What the exercise asks
Take the entries below and print only the lines from the one with "Clone this screenshot" through the one with "string; bg?: string", exactly as they stand, both ends included.

Stored rows
## Start

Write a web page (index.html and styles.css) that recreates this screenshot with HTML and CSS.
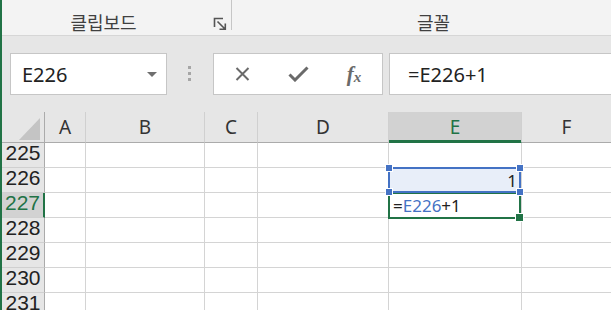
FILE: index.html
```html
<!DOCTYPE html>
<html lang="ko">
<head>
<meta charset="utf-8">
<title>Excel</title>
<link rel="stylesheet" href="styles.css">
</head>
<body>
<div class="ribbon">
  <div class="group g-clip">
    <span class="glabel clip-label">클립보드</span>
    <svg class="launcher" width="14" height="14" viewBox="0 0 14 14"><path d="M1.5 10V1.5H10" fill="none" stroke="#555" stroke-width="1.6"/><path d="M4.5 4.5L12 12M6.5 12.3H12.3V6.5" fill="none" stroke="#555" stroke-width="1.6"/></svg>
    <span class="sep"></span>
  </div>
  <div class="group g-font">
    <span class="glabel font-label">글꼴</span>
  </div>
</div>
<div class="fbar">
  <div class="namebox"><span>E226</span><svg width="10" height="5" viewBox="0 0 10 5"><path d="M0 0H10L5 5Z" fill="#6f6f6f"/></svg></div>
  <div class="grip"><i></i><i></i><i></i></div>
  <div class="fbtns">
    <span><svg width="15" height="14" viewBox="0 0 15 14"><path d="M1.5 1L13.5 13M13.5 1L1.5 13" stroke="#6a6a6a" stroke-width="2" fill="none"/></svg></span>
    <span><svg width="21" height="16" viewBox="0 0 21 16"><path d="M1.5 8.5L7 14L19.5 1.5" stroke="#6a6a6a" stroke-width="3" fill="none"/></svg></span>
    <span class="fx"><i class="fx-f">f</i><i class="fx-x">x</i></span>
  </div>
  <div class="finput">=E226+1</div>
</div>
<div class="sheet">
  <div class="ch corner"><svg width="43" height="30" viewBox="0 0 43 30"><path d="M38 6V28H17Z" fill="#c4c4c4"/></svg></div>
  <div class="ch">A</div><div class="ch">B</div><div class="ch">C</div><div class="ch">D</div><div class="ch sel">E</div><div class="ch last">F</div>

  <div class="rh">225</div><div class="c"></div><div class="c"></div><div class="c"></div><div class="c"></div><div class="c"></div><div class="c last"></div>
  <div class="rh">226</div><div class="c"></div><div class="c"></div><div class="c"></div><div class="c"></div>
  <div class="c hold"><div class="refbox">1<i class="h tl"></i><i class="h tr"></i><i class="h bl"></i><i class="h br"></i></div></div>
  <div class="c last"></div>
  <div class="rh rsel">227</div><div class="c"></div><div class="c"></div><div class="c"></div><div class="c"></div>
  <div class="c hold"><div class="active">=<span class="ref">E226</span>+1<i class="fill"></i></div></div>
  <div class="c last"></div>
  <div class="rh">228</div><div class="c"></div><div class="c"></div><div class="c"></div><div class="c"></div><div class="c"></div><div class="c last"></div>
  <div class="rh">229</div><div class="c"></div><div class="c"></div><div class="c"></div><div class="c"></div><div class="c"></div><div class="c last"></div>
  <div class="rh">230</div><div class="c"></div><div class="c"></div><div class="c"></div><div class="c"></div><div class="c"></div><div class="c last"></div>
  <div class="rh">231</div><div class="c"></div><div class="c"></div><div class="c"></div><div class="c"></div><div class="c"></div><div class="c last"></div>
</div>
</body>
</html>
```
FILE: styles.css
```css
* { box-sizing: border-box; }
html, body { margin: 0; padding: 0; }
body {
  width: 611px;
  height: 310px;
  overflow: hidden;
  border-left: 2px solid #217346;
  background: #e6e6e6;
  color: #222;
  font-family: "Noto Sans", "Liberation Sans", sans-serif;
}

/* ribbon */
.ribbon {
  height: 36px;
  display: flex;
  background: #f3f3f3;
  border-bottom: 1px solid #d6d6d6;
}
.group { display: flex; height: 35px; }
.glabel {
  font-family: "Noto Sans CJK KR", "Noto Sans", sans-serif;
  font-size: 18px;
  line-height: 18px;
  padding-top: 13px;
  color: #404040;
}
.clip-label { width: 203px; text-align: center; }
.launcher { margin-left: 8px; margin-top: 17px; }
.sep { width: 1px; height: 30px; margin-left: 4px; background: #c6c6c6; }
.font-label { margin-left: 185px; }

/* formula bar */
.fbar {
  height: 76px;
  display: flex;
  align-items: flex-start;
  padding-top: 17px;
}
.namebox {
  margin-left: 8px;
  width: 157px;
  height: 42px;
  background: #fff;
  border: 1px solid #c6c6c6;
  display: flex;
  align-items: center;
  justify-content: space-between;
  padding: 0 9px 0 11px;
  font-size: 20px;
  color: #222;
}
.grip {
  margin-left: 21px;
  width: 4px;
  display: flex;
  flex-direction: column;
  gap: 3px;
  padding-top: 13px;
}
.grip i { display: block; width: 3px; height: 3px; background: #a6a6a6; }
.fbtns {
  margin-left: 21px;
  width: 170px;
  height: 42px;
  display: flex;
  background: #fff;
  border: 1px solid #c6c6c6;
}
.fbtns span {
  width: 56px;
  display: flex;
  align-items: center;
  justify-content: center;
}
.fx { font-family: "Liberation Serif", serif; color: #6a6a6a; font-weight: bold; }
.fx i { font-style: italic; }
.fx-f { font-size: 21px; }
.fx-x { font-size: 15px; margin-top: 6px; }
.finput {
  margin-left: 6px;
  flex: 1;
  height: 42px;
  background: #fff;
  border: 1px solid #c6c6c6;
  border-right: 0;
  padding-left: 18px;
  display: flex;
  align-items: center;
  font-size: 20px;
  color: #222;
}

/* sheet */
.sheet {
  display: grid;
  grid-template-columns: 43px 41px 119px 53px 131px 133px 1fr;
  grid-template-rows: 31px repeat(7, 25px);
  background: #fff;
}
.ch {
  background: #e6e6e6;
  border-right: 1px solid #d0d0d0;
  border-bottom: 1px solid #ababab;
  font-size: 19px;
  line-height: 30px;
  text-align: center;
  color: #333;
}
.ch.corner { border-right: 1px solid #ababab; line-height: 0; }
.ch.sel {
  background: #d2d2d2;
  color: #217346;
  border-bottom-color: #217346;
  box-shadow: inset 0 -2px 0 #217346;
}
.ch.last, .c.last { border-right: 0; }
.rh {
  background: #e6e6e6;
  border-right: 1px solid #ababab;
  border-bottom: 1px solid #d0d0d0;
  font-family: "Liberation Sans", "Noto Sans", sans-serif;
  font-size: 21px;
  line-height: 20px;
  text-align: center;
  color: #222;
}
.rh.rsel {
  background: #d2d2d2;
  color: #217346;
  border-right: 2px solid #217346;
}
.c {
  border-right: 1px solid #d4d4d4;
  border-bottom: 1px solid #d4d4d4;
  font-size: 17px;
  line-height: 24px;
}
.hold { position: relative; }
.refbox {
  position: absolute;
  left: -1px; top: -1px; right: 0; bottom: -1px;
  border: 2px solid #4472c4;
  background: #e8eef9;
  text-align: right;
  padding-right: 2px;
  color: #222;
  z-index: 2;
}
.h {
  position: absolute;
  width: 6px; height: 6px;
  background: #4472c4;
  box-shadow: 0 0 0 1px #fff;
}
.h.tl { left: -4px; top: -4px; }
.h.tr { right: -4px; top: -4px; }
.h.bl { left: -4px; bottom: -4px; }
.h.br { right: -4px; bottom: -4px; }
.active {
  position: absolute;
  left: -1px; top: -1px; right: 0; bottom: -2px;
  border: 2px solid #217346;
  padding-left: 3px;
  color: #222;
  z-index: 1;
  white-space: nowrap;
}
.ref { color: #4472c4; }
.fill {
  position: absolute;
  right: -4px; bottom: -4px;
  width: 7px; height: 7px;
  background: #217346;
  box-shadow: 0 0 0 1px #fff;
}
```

## End
## Start

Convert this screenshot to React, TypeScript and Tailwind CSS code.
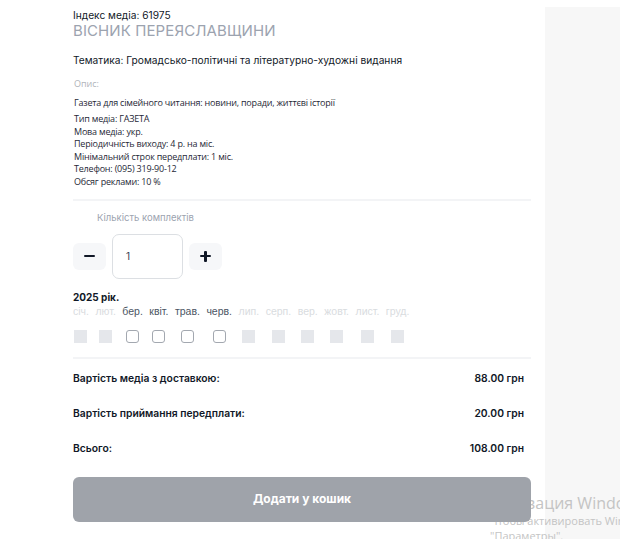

## End
## Start

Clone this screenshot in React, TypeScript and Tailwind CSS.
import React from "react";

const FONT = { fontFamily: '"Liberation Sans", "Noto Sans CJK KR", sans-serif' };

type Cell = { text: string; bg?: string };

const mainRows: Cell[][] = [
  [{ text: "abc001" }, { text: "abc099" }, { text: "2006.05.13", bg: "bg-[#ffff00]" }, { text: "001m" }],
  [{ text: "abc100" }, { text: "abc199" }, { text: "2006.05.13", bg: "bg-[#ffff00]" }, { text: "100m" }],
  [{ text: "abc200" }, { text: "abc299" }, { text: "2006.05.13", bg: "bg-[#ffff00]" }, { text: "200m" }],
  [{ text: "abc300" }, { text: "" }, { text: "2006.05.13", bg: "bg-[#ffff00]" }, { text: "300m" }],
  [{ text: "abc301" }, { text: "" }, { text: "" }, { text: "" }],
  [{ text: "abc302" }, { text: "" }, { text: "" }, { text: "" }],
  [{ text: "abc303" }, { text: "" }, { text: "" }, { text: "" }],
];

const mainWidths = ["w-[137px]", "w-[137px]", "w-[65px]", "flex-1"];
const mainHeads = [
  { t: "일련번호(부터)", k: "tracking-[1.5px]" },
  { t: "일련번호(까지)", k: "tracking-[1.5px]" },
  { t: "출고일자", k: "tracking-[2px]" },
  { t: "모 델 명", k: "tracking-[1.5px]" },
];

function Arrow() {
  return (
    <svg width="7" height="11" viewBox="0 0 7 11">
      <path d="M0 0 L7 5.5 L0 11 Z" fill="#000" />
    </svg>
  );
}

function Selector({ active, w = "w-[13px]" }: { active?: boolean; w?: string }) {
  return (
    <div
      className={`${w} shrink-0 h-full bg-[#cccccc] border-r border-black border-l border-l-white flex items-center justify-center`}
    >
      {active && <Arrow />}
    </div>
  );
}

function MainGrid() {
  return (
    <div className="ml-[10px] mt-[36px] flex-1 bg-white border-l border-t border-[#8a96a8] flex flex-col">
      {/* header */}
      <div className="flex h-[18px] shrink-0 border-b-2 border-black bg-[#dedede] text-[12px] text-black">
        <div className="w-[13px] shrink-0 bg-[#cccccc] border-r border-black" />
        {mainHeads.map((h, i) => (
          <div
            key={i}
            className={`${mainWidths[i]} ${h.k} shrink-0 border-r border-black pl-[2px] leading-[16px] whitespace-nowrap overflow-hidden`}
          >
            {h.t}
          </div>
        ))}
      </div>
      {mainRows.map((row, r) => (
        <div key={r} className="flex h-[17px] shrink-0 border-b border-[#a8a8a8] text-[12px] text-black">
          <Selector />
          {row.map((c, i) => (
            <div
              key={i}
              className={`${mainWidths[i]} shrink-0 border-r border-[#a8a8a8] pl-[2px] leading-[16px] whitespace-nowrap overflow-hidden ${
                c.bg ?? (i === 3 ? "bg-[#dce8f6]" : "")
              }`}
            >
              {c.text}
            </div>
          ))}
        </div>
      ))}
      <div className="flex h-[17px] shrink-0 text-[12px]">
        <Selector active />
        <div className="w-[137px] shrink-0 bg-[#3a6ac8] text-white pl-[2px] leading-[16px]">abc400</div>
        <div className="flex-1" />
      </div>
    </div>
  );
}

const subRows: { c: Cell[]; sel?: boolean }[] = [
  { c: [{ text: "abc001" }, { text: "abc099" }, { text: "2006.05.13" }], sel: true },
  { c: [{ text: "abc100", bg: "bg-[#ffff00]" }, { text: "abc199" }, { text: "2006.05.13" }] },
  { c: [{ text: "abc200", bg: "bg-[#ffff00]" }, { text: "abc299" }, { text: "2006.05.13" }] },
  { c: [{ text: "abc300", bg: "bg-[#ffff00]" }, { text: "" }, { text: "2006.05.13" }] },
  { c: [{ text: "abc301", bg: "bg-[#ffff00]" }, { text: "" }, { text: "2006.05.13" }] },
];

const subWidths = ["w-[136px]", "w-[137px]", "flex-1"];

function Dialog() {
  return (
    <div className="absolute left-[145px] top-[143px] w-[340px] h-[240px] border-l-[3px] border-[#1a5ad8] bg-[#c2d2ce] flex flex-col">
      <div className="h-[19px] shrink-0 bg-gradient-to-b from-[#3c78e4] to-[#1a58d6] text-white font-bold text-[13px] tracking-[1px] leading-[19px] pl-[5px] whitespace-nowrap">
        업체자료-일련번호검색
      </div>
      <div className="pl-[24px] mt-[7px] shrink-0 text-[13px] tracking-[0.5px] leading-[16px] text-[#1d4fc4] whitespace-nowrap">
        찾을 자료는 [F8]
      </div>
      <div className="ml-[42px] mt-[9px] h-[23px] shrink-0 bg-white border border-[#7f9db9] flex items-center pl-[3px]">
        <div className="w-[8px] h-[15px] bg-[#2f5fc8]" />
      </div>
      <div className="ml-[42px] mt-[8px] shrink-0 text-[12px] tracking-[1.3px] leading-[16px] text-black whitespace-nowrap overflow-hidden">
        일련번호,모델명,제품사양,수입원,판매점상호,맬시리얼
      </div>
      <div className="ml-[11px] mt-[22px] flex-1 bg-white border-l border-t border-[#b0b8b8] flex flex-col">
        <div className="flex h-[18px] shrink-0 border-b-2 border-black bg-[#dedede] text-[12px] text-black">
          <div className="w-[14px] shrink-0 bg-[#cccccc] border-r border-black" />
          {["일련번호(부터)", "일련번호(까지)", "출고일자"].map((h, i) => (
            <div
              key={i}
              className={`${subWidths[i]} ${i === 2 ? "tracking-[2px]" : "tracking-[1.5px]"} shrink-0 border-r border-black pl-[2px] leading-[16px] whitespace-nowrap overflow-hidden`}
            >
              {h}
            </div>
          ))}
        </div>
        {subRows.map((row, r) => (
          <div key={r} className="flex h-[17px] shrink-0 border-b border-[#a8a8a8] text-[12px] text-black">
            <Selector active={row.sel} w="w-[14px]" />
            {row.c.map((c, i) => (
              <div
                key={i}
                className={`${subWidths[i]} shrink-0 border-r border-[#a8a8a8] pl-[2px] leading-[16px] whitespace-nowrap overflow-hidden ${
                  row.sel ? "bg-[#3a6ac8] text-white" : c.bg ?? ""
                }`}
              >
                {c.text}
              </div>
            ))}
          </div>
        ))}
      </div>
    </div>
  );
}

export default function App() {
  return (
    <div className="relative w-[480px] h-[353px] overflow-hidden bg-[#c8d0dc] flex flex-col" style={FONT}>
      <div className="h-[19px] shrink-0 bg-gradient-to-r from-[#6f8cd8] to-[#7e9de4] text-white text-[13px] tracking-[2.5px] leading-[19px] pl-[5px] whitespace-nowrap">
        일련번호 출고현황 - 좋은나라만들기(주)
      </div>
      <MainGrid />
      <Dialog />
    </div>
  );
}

## End

Result of this task
Clone this screenshot in React, TypeScript and Tailwind CSS.
import React from "react";

const FONT = { fontFamily: '"Liberation Sans", "Noto Sans CJK KR", sans-serif' };

type Cell = { text: string; bg?: string };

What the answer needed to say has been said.